| The exercise |
With all pictures omitted, return verbatim the lines from the beginning of the records below through the line containing "const [override, setOverride]".

| Task inputs |

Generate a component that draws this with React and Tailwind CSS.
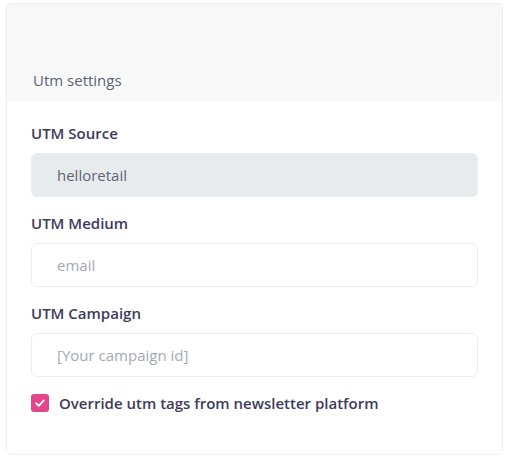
import React, { useState } from 'react';

const FIELDS = [
  { label: 'UTM Source', value: 'helloretail', disabled: true },
  { label: 'UTM Medium', placeholder: 'email' },
  { label: 'UTM Campaign', placeholder: '[Your campaign id]' },
];

function Field({ label, value, placeholder, disabled }) {
  return (
    <div>
      <label className="block h-[20px] text-[15px] leading-[20px] font-semibold text-[#3e3a5a]">{label}</label>
      <input
        className={
          'mt-[10px] block h-[44px] w-full rounded-[6px] border border-[#ebebf5] px-[25px] text-[15px] outline-none placeholder:text-[#a4a9b3] ' +
          (disabled ? 'bg-[#e8ebee] text-[#5f6570]' : 'bg-white text-[#5f6570]')
        }
        defaultValue={value}
        placeholder={placeholder}
        disabled={disabled}
      />
    </div>
  );
}

export default function App() {
  const [override, setOverride] = useState(true);

  return (
    <div className="h-[460px] w-[510px] overflow-hidden bg-white pt-[3px] pl-[6px] font-['Open_Sans',sans-serif]">
      <div className="w-[497px] overflow-hidden rounded-[5px] border border-[#ededf7]">
        {/* header */}
        <div className="flex h-[97px] items-end bg-[#f8f8f9] px-[26px] pb-[11px]">
          <span className="text-[15px] leading-[20px] text-[#5b6372]">Utm settings</span>
        </div>

        {/* body */}
        <div className="flex h-[353px] flex-col gap-[16px] bg-white px-[24px] pt-[22px]">
          {FIELDS.map((f) => (
            <Field key={f.label} {...f} />
          ))}
          <label className="flex h-[20px] items-center gap-[10px]">
            <span
              onClick={() => setOverride(!override)}
              className={
                'flex h-[18px] w-[18px] items-center justify-center rounded-[3px] ' +
                (override ? 'bg-[#e5458a]' : 'border border-gray-300 bg-white')
              }
            >
              {override && (
                <svg width="12" height="12" viewBox="0 0 12 12" fill="none">
                  <path d="M2.2 6.3 L4.8 8.8 L9.8 3.4" stroke="white" strokeWidth="1.8" strokeLinecap="round" strokeLinejoin="round" />
                </svg>
              )}
            </span>
            <span className="text-[15px] leading-[20px] font-semibold text-[#3e3a5a]">Override utm tags from newsletter platform</span>
          </label>
        </div>
      </div>
      <div className="mt-[5px] h-[20px] w-[497px] rounded-t-[5px] border border-[#ededf7]" />
    </div>
  );
}
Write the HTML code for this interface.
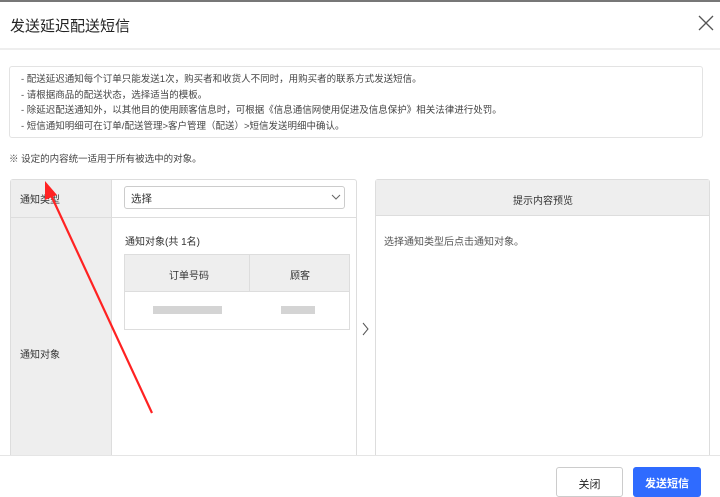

| The answer |
Generate a component that draws this with React and Tailwind CSS.
import React, { useState } from 'react';

const FIELDS = [
  { label: 'UTM Source', value: 'helloretail', disabled: true },
  { label: 'UTM Medium', placeholder: 'email' },
  { label: 'UTM Campaign', placeholder: '[Your campaign id]' },
];

function Field({ label, value, placeholder, disabled }) {
  return (
    <div>
      <label className="block h-[20px] text-[15px] leading-[20px] font-semibold text-[#3e3a5a]">{label}</label>
      <input
        className={
          'mt-[10px] block h-[44px] w-full rounded-[6px] border border-[#ebebf5] px-[25px] text-[15px] outline-none placeholder:text-[#a4a9b3] ' +
          (disabled ? 'bg-[#e8ebee] text-[#5f6570]' : 'bg-white text-[#5f6570]')
        }
        defaultValue={value}
        placeholder={placeholder}
        disabled={disabled}
      />
    </div>
  );
}

export default function App() {
  const [override, setOverride] = useState(true);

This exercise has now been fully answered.